Agnese La Mensa obtained her bachelor’s degree in biotechnology from the University of Urbino, Italy, and her master’s degree in medical, veterinary, and forensic biotechnological sciences from the University of Perugia. During her master’s studies, she completed an internship at the Department of Infectious Diseases, studying antibiotic resistance of Escherichia coli and Salmonella enterica serovar Infantis. Thereafter, she was an Erasmus Trainee at the Centre for Virus Research, MRC-University of Glasgow, UK, where she studied activation of the antiviral response in the lab of Massimo Palmarini. In 2019, she started her Ph.D. studies at the University of Tartu in Tanel Tenson’s lab, focusing on chronic bacterial infections.

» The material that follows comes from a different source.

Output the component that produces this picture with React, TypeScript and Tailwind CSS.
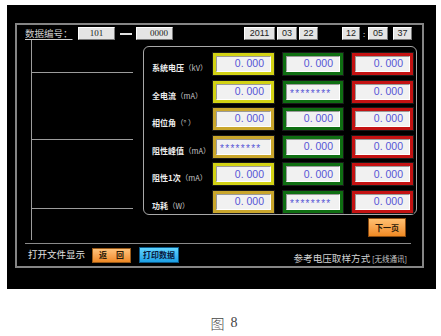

Marta Putrinš studied biology at the University of Tartu, Estonia. In 2008 she obtained her Ph.D. in molecular biology at the same university working with Maia Kivisaar on the phenol-dependent catabolic and stress responses in Pseudomonas putida. Since 2012, she has been a research fellow at the University of Tartu, Institute of Technology, working with Tanel Tenson on antibiotic tolerance and bacterial infection models.

Tanel Tenson studied biology at the University of Tartu, Estonia. He participated in a longer research exchange visit at the University of Illinois, working with Alexander Mankin. The topics studies involved the mechanisms of action of macrolide antibiotics and antibiotic resistance. The research was used for Tanel’s Ph.D. thesis at University of Tartu. During postdoctoral research with Måns Ehrenberg at Uppsala University, Sweden, he studied the molecular mechanisms of bacterial protein synthesis and mechanisms of antibiotic action. He is currently working at the University of Tartu on topics related to antibiotics and antibiotic resistance.

APPENDIX

GLOSSARY

• antibiotic resistance The ability of bacteria to grow (proliferate) in the presence of increased concentrations of antibiotics. The cause of the current antibiotic crisis. If not specified as “phenotypic or heteroresistance,” this trait is heritable, common to all bacteria of a clonal population and relies on specific resistance genes or mutations.

• antibiotic tolerance The ability of bacteria to survive treatment with bactericidal antibiotics with no change in the MIC.

• in vitro In this review, in vitro refers to bacterial cultures in a controlled environment outside an infected animal or patient. Such use of this term is common in microbiology; in biochemistry and molecular biology, it marks procedures outside a living cell using purified components.

• in vivo In this review, in vivo refers to bacteria within a patient or animal model.

• MBC Minimum bactericidal concentration; the lowest concentration of an antibiotic required to kill ≥99.9% of the bacteria; a measure of antibiotic tolerance.

• MDK Minimum duration of killing; the shortest period required to kill a certain fraction (e.g., ≥99%, ≥99.9%) of the bacteria by antibiotic; a measure of antibiotic tolerance.

• MIC Minimum inhibitory concentration; the lowest concentration of an antibiotic required to prevent the replication of bacteria. MIC is the most common measure of antibiotic sensitivity or resistance levels. A heightened MIC value indicates resistance.

• persistent infections Infections caused by pathogens that remain viable in the host for a long period; either asymptomatic (subclinical) or symptomatic (3).

• persisters (persister cells) A subpopulation of bacteria that is highly tolerant to antibiotics and survives a treatment that kills the majority of bacteria of the clonal population.

• phenotypic resistance A nonheritable form of antibiotic resistance; the transient ability of otherwise susceptible bacteria to grow in the presence of antibiotics. A common form of phenotypic resistance is heteroresistance, in which a subpopulation of a clonal population shows reduced antibiotic sensitivity, frequently due to unstable genetic changes (8, 228, 229).